- _What is expected_
Collect from the data below each line with "this".

- _Information shown_
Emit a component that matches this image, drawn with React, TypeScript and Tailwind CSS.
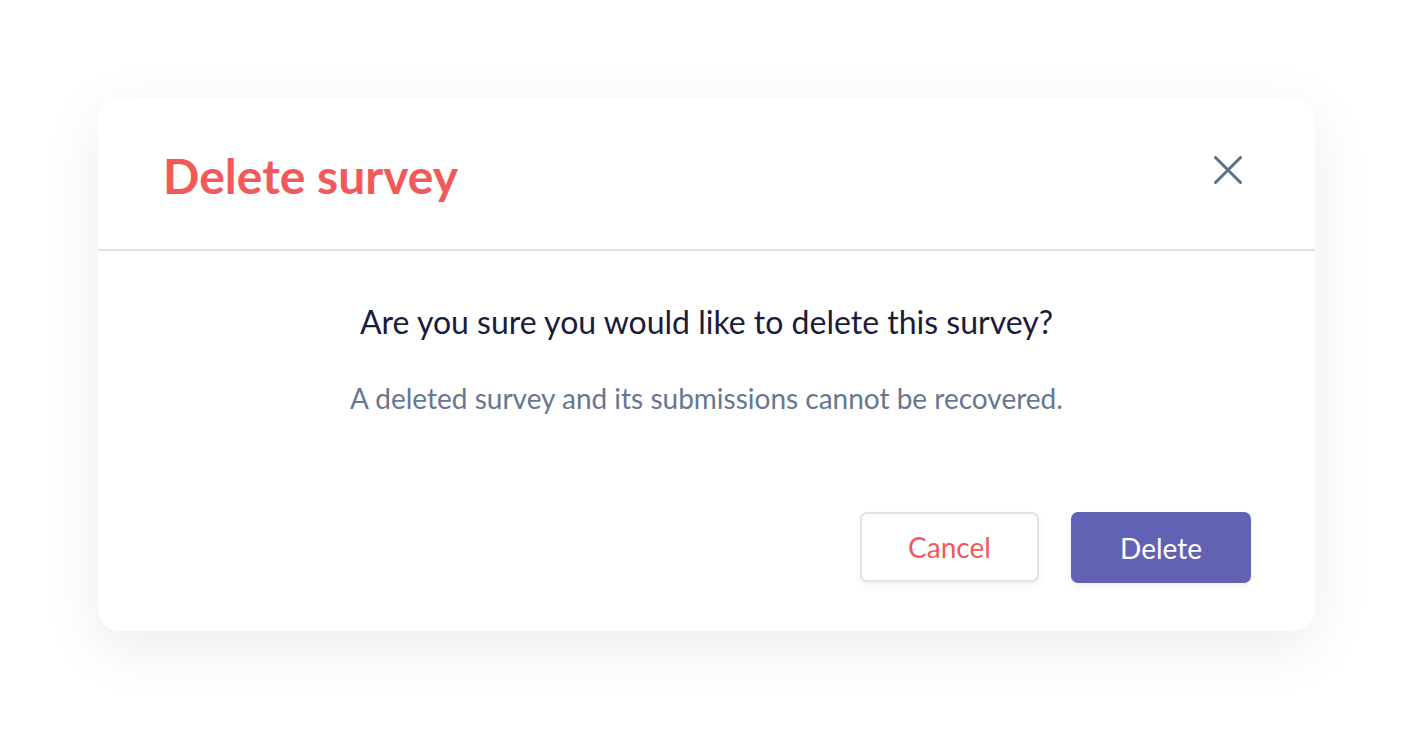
import React from "react";

export default function App() {
  return (
    <div
      className="w-[1418px] h-[734px] bg-white flex items-start justify-start pt-[98px] pl-[98px]"
      style={{ fontFamily: "Lato, 'Noto Sans', sans-serif" }}
    >
      <div className="w-[1217px] h-[533px] bg-white rounded-[22px] shadow-[0_16px_60px_rgba(0,0,0,0.08)] flex flex-col">
        <div className="h-[153px] shrink-0 flex items-center justify-between pl-[65px] pr-[73px] border-b-2 border-[#dfe2e6]">
          <h1 className="text-[48px] font-bold text-[#f05a5b] leading-none mt-[5px]">Delete survey</h1>
          <svg width="28" height="28" viewBox="0 0 28 28" className="text-[#5b6f87] mb-[8px]">
            <path d="M1.5 1.5 L26.5 26.5 M26.5 1.5 L1.5 26.5" stroke="currentColor" strokeWidth="3" strokeLinecap="round" />
          </svg>
        </div>
        <div className="flex-1 flex flex-col items-center pt-[55px]">
          <p className="text-[32px] text-[#1b1b3a] leading-none">Are you sure you would like to delete this survey?</p>
          <p className="mt-[46px] text-[28px] text-[#66778f] leading-none">
            A deleted survey and its submissions cannot be recovered.
          </p>
        </div>
        <div className="flex justify-end gap-[32px] pr-[64px] pb-[48px]">
          <button className="w-[179px] h-[70px] bg-white border-2 border-[#e1e3e6] rounded-[7px] shadow-[0_3px_6px_rgba(0,0,0,0.06)] text-[28px] text-[#f05a5b]">
            Cancel
          </button>
          <button className="w-[180px] h-[71px] bg-[#6262b5] rounded-[7px] shadow-[0_3px_6px_rgba(0,0,0,0.06)] text-[28px] text-white">
            Delete
          </button>
        </div>
      </div>
    </div>
  );
}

- _Correct answer_
Emit a component that matches this image, drawn with React, TypeScript and Tailwind CSS.
          <p className="text-[32px] text-[#1b1b3a] leading-none">Are you sure you would like to delete this survey?</p>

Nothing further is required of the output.